In this case, I sampled the first 10 observations from each semester to determine if my daily study hours is semester 1 is greater than semester 2. The paired test is the right approach here as this setup involves first 10 paired samples as they naturally linked to each other, as the data points of first semester corresponds to the same data point in the second semester. Even though I observed that I studied more in the first 10 days for semester 1 compared to semester 2, the hypothesis test takes into account both the magnitude of differences and their variability. Hence failing to reject the null hypothesis.

CONCLUSION

In summary, my analysis of the three quantitative variables—hours spent studying, hours spent sleeping, and walking distance—revealed the following:

Average Study Hours: The true average of my study hours per day lies between 1.5 and 2 hours. This aligns with my daily study schedules where I usually spend 1-2 hours studying due to other commitments.

Average Sleep Hours: The true average of my sleep hours per day lies between 7.3 and 7.5 hours. This result is consistent with my sleep schedules where I aim for around 7.5 hours of sleep daily.

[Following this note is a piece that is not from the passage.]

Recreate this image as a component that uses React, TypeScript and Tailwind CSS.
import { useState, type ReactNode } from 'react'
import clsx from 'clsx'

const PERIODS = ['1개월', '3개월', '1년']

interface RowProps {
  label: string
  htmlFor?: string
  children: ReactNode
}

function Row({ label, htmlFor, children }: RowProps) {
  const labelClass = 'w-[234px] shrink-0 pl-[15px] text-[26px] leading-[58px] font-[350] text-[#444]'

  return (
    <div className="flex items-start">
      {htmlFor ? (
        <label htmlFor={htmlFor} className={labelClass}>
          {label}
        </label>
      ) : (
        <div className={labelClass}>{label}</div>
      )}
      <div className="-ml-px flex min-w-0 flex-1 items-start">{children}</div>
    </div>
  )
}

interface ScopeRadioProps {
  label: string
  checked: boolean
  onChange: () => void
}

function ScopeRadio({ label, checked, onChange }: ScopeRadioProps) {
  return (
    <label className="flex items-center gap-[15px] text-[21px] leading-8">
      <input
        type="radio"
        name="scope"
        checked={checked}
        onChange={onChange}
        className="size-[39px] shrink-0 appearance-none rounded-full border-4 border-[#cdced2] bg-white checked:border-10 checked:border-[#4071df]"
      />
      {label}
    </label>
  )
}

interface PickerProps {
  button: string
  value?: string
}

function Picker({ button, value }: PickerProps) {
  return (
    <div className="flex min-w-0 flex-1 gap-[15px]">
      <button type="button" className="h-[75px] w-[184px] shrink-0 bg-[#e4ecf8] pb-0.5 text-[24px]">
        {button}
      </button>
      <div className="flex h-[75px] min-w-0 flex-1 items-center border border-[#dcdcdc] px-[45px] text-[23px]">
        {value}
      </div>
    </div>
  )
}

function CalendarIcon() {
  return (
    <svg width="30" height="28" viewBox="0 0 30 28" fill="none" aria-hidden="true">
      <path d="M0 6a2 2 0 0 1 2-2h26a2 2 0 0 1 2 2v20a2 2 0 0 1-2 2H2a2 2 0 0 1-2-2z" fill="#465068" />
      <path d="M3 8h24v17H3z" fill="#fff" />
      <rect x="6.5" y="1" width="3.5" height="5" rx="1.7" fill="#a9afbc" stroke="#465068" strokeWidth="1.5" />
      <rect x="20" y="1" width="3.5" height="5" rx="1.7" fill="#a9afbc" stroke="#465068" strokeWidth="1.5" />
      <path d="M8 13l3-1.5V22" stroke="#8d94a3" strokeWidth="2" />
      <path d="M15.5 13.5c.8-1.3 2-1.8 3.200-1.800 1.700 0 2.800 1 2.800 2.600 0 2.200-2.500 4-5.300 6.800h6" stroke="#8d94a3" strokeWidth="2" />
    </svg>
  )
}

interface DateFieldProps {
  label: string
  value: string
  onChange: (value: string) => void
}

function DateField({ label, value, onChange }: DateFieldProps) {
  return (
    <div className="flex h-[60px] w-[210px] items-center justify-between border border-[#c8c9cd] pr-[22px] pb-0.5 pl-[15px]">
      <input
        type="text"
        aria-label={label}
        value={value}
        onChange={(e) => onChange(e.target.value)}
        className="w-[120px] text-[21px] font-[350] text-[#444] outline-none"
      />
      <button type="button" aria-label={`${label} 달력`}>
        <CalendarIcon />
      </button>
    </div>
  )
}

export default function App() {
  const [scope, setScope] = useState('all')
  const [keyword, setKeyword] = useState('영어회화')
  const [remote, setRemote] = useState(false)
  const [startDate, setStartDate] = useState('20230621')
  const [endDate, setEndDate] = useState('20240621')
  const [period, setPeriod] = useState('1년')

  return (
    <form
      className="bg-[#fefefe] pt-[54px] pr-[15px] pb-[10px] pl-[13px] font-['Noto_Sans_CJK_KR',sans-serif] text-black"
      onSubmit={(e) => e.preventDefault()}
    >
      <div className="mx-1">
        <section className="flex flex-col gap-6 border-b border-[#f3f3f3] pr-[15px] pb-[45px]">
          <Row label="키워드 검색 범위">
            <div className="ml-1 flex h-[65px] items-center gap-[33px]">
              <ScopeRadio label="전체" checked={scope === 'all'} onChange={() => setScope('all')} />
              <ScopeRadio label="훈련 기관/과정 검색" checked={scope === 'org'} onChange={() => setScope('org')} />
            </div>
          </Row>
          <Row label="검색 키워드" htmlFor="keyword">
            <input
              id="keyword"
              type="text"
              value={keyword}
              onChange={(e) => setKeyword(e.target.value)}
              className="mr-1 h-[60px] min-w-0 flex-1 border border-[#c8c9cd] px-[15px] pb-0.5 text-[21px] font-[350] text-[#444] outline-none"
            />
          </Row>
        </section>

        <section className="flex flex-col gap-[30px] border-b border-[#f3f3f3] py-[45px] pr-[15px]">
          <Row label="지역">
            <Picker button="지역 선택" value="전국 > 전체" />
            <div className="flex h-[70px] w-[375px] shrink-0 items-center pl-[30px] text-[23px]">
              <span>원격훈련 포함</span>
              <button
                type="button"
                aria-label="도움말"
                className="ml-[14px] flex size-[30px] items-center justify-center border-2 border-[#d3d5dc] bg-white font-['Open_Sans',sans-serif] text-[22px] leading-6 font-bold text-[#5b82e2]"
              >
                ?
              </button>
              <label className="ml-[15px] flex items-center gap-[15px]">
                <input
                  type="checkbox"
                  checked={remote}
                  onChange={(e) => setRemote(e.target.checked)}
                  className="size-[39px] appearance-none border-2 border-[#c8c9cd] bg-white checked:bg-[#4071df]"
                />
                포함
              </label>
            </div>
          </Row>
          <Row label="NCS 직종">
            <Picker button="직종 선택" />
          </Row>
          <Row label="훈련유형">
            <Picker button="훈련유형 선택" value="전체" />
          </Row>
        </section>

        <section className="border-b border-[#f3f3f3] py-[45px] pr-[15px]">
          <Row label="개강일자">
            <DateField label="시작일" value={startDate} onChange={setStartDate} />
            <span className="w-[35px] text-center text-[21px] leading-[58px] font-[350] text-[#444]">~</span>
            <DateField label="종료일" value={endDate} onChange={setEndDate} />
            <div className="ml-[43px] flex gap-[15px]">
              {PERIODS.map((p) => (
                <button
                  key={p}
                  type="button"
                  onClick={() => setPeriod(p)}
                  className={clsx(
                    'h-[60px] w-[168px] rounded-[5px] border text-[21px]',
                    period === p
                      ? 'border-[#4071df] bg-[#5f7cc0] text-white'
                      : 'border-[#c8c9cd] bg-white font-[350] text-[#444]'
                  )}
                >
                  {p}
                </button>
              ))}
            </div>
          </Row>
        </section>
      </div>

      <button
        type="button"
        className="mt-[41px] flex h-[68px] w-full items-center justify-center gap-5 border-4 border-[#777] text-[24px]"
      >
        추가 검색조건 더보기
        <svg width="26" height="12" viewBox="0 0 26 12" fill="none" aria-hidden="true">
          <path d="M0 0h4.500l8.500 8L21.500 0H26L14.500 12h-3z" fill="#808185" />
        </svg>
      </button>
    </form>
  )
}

Average Walking Distance: The true average of my daily walking distance lies between 1901.6 and 2538.6 meters. This indicates that while I do engage in physical activities, there are days with minimal walking, bringing the average down.

The hypothesis tests showed no evidence that my study hours are greater than 3.13 hours per day, no significant difference from 7.5 hours of sleep per day, and no evidence that my walking distance is greater than 2000 meters per day. Additionally, there was no significant difference in study hours between the two semesters or the first ten days of each semester.

Overall, this analysis helps in understanding my daily routines and making necessary adjustments to improve productivity and well-being. While I have maintained a consistency in my sleep schedule, and my daily study hours have also been upto the mark except for the second half of the semester, I must work on improving my physical health and meet the targets that I set for myself.